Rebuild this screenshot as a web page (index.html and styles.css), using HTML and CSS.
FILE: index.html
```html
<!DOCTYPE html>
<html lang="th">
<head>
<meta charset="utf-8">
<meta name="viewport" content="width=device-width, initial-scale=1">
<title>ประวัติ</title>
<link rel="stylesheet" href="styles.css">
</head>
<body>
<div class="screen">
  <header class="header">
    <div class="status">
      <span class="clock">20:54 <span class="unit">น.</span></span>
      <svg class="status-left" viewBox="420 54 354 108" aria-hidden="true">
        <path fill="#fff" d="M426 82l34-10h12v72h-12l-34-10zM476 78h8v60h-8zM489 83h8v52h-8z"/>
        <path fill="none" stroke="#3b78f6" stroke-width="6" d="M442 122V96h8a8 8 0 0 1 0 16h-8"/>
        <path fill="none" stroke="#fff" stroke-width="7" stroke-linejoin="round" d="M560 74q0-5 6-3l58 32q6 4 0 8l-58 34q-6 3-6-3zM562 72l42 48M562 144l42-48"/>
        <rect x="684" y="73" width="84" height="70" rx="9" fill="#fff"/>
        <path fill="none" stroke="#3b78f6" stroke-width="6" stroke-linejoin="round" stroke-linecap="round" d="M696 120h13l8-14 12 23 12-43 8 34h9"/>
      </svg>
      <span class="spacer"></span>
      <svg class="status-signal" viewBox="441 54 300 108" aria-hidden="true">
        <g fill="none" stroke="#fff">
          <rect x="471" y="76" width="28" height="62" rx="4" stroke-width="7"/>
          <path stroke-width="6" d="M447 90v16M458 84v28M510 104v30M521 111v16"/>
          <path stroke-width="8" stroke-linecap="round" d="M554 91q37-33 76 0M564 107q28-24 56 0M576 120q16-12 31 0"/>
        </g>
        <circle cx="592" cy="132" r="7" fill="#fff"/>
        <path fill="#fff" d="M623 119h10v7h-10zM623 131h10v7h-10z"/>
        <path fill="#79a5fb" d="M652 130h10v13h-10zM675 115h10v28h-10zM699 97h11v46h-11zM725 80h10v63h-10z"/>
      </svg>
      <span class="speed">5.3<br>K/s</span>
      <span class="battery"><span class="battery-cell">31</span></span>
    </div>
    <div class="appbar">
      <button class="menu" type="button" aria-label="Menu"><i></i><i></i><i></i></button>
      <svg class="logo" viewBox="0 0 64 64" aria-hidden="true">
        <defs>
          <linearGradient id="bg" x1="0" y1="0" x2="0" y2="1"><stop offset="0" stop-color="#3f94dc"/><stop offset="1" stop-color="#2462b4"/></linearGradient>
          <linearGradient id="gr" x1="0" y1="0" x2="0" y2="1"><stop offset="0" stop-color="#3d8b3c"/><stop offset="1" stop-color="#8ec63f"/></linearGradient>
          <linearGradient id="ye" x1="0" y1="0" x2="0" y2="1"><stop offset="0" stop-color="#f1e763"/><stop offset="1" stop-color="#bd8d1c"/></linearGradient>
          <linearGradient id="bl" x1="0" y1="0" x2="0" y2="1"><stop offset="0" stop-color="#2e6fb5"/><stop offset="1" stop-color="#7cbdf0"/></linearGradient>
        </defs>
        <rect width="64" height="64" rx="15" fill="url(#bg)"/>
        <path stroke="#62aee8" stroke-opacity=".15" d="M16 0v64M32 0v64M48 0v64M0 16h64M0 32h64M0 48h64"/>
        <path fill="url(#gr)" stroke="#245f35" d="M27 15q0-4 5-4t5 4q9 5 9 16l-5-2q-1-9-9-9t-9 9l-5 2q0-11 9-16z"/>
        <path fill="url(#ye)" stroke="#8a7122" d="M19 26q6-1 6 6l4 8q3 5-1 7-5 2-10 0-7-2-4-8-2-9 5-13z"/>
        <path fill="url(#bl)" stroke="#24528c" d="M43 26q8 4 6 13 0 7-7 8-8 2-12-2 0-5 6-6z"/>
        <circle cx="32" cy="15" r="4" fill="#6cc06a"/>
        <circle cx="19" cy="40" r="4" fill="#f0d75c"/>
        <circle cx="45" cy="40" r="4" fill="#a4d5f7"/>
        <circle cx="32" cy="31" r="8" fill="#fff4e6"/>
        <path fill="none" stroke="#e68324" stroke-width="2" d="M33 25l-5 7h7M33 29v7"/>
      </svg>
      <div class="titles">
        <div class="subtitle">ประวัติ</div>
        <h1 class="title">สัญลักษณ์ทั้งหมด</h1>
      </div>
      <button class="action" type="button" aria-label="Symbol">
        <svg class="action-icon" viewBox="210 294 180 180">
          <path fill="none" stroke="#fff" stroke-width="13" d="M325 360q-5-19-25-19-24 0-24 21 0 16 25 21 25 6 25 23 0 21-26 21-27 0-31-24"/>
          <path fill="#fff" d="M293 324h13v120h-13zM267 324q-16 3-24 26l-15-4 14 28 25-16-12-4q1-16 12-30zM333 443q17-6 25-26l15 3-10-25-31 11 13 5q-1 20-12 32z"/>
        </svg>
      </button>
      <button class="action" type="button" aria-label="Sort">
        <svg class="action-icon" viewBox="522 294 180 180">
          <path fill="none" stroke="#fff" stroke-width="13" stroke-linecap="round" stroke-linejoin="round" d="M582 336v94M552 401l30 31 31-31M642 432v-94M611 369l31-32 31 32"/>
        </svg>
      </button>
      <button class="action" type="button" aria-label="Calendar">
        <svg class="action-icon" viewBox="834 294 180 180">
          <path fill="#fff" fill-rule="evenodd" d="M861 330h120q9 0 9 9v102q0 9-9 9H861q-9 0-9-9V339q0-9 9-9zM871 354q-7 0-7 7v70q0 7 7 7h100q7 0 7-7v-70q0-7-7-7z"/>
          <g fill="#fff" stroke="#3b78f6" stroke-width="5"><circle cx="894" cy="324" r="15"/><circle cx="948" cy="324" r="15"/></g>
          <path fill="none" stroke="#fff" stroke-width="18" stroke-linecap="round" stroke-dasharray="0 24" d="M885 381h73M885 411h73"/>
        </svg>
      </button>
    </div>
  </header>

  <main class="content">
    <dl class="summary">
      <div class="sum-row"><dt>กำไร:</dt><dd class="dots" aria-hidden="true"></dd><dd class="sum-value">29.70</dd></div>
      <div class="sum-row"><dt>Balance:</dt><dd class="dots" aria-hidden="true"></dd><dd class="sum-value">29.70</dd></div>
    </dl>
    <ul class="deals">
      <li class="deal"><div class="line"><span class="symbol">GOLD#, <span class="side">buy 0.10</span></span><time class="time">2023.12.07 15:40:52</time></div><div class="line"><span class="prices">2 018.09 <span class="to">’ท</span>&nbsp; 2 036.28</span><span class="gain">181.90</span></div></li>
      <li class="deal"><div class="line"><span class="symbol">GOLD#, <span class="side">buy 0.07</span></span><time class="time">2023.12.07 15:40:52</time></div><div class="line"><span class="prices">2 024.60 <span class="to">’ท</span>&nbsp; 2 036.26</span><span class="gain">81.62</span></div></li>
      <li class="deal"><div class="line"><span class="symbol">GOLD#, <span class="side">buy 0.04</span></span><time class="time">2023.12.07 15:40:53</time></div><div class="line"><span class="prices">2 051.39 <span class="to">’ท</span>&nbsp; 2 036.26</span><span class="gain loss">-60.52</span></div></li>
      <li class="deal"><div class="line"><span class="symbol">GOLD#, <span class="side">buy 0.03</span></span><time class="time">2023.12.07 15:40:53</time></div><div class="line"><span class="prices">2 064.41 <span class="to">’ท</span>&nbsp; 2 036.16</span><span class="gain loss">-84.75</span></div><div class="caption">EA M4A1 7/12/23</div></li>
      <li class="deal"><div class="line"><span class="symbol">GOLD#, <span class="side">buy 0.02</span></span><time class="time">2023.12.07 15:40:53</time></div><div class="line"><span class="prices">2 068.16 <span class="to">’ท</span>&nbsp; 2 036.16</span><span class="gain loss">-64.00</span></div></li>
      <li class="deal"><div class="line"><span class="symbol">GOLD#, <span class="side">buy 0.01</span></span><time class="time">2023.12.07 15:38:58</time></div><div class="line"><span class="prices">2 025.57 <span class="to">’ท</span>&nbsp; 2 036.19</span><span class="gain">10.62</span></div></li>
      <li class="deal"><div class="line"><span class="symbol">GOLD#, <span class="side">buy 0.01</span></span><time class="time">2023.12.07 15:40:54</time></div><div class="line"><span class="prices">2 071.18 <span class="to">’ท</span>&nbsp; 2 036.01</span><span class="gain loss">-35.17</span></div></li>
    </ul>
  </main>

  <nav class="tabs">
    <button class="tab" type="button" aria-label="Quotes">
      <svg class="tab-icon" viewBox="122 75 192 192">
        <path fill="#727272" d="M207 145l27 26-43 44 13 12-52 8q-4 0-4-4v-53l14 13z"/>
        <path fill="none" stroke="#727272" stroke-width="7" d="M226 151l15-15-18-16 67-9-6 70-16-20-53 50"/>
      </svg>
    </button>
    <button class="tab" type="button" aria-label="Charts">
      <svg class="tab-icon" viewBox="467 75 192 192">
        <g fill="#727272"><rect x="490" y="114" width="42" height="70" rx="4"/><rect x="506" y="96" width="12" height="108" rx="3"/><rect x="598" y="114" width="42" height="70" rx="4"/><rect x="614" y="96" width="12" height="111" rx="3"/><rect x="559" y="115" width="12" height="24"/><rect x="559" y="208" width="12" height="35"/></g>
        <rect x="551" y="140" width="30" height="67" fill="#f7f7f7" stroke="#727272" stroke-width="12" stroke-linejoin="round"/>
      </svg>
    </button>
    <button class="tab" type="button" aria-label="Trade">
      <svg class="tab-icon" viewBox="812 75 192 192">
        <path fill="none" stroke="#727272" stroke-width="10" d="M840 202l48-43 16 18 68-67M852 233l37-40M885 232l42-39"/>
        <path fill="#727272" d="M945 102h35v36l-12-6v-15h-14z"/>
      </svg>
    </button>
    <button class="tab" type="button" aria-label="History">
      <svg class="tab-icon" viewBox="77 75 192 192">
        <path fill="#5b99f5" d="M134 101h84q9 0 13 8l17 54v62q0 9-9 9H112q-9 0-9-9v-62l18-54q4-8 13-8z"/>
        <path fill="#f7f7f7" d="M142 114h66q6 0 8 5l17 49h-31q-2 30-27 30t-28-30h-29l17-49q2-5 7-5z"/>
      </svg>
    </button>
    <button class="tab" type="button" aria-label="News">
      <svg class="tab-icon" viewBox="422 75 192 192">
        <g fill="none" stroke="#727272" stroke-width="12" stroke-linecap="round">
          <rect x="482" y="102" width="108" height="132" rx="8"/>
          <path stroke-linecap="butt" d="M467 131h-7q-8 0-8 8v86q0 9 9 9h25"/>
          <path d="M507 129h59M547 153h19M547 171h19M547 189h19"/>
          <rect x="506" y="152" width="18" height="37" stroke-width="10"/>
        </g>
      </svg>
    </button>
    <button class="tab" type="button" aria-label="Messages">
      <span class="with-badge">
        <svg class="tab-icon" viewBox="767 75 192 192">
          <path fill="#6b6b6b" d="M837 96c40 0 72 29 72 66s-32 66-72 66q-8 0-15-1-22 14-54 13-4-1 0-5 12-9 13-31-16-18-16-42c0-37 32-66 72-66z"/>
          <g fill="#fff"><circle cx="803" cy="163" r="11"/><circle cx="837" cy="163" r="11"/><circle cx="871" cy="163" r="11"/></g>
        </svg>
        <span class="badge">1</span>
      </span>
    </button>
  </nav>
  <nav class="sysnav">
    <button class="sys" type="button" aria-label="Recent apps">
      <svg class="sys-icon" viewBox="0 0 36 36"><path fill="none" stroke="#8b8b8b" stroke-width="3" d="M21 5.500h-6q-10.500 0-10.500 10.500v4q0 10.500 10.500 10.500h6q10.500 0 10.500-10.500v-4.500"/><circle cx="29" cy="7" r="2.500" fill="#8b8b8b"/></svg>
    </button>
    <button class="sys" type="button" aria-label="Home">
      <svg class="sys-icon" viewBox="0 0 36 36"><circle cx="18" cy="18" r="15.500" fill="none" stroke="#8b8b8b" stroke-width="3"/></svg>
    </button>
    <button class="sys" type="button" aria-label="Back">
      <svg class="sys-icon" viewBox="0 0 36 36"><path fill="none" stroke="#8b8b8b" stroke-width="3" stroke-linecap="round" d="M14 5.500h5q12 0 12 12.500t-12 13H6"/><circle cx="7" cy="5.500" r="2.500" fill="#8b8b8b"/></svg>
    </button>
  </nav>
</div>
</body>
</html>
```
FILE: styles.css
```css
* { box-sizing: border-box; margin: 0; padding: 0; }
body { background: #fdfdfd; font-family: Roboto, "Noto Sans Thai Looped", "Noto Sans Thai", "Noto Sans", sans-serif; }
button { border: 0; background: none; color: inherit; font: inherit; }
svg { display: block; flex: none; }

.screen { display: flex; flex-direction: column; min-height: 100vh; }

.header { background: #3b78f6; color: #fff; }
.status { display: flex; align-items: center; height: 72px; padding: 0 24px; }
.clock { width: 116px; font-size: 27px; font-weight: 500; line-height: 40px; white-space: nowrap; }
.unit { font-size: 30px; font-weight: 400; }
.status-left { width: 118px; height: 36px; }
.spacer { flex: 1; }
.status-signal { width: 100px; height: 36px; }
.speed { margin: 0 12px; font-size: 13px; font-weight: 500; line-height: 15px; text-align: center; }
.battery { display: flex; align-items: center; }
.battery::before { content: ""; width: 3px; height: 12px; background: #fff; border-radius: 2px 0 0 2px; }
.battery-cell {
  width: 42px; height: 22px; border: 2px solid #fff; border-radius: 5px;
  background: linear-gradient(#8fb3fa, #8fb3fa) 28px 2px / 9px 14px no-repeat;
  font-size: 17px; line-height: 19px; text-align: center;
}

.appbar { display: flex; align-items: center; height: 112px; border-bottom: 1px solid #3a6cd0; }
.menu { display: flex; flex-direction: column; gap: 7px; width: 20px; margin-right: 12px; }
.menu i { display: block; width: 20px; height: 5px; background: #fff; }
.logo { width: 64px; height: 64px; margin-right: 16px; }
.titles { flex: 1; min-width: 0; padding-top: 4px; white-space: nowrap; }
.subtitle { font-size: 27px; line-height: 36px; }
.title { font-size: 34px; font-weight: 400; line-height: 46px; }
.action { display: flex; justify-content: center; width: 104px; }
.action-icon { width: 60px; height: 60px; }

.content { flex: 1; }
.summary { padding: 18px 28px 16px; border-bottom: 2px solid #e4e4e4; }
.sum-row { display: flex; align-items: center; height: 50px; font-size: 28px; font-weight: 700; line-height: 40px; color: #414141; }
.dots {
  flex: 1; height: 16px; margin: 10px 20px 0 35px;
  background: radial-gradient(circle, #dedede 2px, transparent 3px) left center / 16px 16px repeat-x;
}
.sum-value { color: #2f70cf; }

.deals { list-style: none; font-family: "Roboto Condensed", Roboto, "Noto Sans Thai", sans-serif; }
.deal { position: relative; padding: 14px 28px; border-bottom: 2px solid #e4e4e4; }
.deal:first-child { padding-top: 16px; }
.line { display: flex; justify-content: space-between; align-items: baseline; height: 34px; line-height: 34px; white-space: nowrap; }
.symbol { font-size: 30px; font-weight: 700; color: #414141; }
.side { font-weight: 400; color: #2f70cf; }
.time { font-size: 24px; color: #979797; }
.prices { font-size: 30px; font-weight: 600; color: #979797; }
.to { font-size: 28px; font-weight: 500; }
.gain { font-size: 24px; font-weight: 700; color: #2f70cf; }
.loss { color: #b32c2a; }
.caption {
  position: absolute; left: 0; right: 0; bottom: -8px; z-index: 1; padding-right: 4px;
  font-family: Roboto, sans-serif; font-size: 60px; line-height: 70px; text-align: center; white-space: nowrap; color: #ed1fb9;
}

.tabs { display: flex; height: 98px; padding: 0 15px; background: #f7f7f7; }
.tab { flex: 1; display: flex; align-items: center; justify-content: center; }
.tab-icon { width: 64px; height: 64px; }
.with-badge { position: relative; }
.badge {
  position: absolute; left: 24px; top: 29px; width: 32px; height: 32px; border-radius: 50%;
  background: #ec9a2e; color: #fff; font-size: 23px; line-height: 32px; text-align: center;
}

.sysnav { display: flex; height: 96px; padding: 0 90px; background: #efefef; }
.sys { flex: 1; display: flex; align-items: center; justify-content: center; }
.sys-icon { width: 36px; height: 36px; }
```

» Task description
In the lines above, locate the string "styles". Copy every line where it occurs.

» The reply
Rebuild this screenshot as a web page (index.html and styles.css), using HTML and CSS.
<link rel="stylesheet" href="styles.css">
FILE: styles.css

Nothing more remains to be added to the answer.